El populismo es el enemigo implacable de la libertad personal, porque promueve que el Estado sea más gigantesco; la sociedad civil, más débil, y los individuos, más súbditos. A medida que la insaciable bulimia de la Administración devora más recursos económicos y exige más impuestos, el sector privado se encoge, porque una presión fiscal desincentiva la generación de riqueza.
El tópico que pregona la ministra Carmen Calvo de que “el dinero público no es de nadie”, unido al aforismo de “disparar con la pólvora del rey”, explican el abusivo aumento de parásitos del régimen populista. Ante el estallido de la peor crisis económica desde la Guerra Civil, un dirigente responsable hubiera reducido los 23 ministerios y los 731 altos cargos y asesores, niñeras incluidas, pues cuestan 7,5 millones cada mes. Este exceso de nombramientos de libre designación constituye mucho más que un coste de personal, porque la eficiencia de su gestión no está garantizada. Todos sabemos que muchos de esos enchufados no han alcanzado sus poltronas por un currículum profesional prestigioso, sino por su inquebrantable adhesión a quien los ha nombrado. El engorde del Estado que practica el tándem Sánchez-Iglesias es la antítesis de la sobriedad de Angela Merkel. Un contraste similar al que existe entre las complacientes mentiras de los embaucadores monclovitas y las verdades crudas de la canciller germana, las cuales, como Merkel despierta confianza, dinamizan la responsabilidad ciudadana.
El estatismo proclama la falacia de que, a mayor tamaño del Estado, más bienestar para todos, cuando la gestión empresarial ha resultado siempre más eficiente que la pública. Las sinergias que suscita la colaboración público-privada debieran llevar a que cada servicio social se encargara de lo que puede hacer mejor, con los oportunos controles independientes en los plazos oportunos. De ahí que las empresas públicas suelan perder dinero (una vez más, de los contribuyentes), mientras que las privadas lo ganan, después de pagar unos impuestos que, en parte, financian a las públicas.

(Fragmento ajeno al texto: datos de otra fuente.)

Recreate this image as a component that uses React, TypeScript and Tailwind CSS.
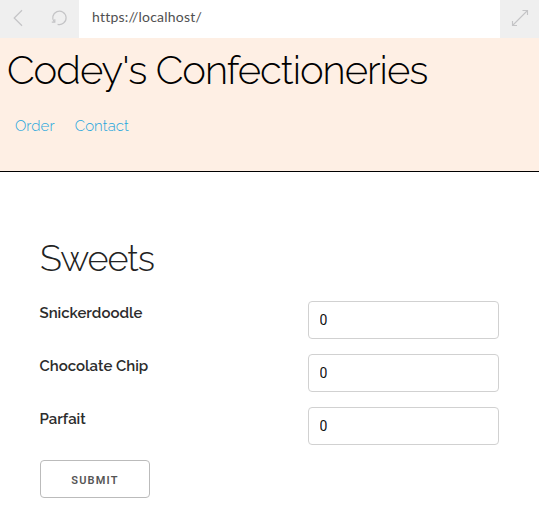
import React from 'react';

const sweets = ['Snickerdoodle', 'Chocolate Chip', 'Parfait'];

function BrowserBar() {
  return (
    <div className="flex h-[38px] bg-[#efefef] text-[#c4c4c6]">
      <div className="flex w-[79px] shrink-0">
        <svg width="79" height="38" viewBox="0 0 79 38" fill="none" stroke="currentColor">
          <path d="M22 10.3 L14.2 18 L22 25.7" strokeWidth="1.2" />
          <path d="M54.3 22.2 A6.7 6.7 0 1 1 57.6 24.3" strokeWidth="1.2" />
          <path d="M51.8 22.2 H54.8 V19.2" strokeWidth="1.2" />
        </svg>
      </div>
      <div className="flex grow items-center bg-white pb-[5px] pl-[13px] font-['Lato',sans-serif] text-[14px] tracking-[0.22px] text-[#505050]">
        https://localhost/
      </div>
      <svg width="39" height="38" viewBox="0 0 39 38" fill="none" stroke="currentColor" className="shrink-0">
        <path d="M12.5 25.5 L27.5 10.5 M22.5 10.5 H27.5 V15 M12.5 21 V25.5 H17" strokeWidth="1.1" />
      </svg>
    </div>
  );
}

export default function App() {
  return (
    <div className="h-[523px] w-[539px] overflow-hidden bg-white font-['Raleway','Lato',sans-serif] text-[#222]">
      <BrowserBar />
      <header className="h-[134px] border-b border-black bg-[#feefe4] pl-[7px]">
        <h1 className="pt-2 text-[40px] leading-[48px] font-light tracking-[-1px] whitespace-nowrap text-black">
          Codey's Confectioneries
        </h1>
        <nav className="flex gap-5 pt-5 pl-2 text-[15px] leading-6 font-light tracking-[0.1px] text-[#1ea6dc]">
          <a>Order</a>
          <a>Contact</a>
        </nav>
      </header>
      <main className="px-10 pt-[64px]">
        <h2 className="text-[36px] leading-[45px] font-light tracking-[-1px]">Sweets</h2>
        <form className="pt-5">
          {sweets.map((name) => (
            <div key={name} className="mb-[15px] flex h-[38px] justify-between">
              <label className="-ml-[0.5px] text-[15px] leading-6 font-semibold text-[#2c2c2c]">{name}</label>
              <input
                className="h-[38px] w-[191px] rounded-[4px] border border-[#d1d1d1] bg-white px-[10.5px] font-['Roboto',sans-serif] text-[14px] text-[#111]"
                defaultValue="0"
              />
            </div>
          ))}
          <button
            type="button"
            className="h-[38px] w-[110px] rounded-[4px] border border-[#bbb] pt-[4px] font-['Roboto',sans-serif] text-[11px] font-semibold tracking-[1.2px] text-[#555]"
          >
            SUBMIT
          </button>
        </form>
      </main>
    </div>
  );
}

Para defender la necesidad de tomar la senda de la austeridad presupuestaria, nos centraremos en las compañías que dependen de las Administraciones regionales. Según el último informe del sector público autonómico del Tribunal de Cuentas, publicado el 29 de octubre de 2020, las regiones en 2017 poseían 1.114 empresas públicas.
Destacaban Cataluña, con 195; Andalucía, con 114, y Madrid, con 112. El conjunto de estas sociedades (en cuyas cúpulas, además, hay políticos que no saben del sector) arrojaba la descomunal deuda de 16.037 millones de euros. Sin embargo, lo sorprendente es el dispar reparto. Si se divide la deuda de estas empresas entre el número de habitantes de la respectiva región, obtenemos que cada catalán debe 1.033 euros; el asturiano, 566; el balear, 546, y el valenciano, 481. Por el contrario, el riojano tan solo debe 10 euros; el extremeño, 18, y el castellanomanchego, 26.
Las sociedades públicas se suelen constituir bajo el pretexto de que sus servicios no se pueden desarrollar con eficacia dentro de la Administración. La realidad difiere, porque el sector privado es el que mejor logra competir en calidad, plazo y precio frente a unas compañías burocratizadas, acogidas a las prebendas funcionariales y que no asumen las leyes del mercado, como que resulte posible despedir a sus trabajadores si no rinden.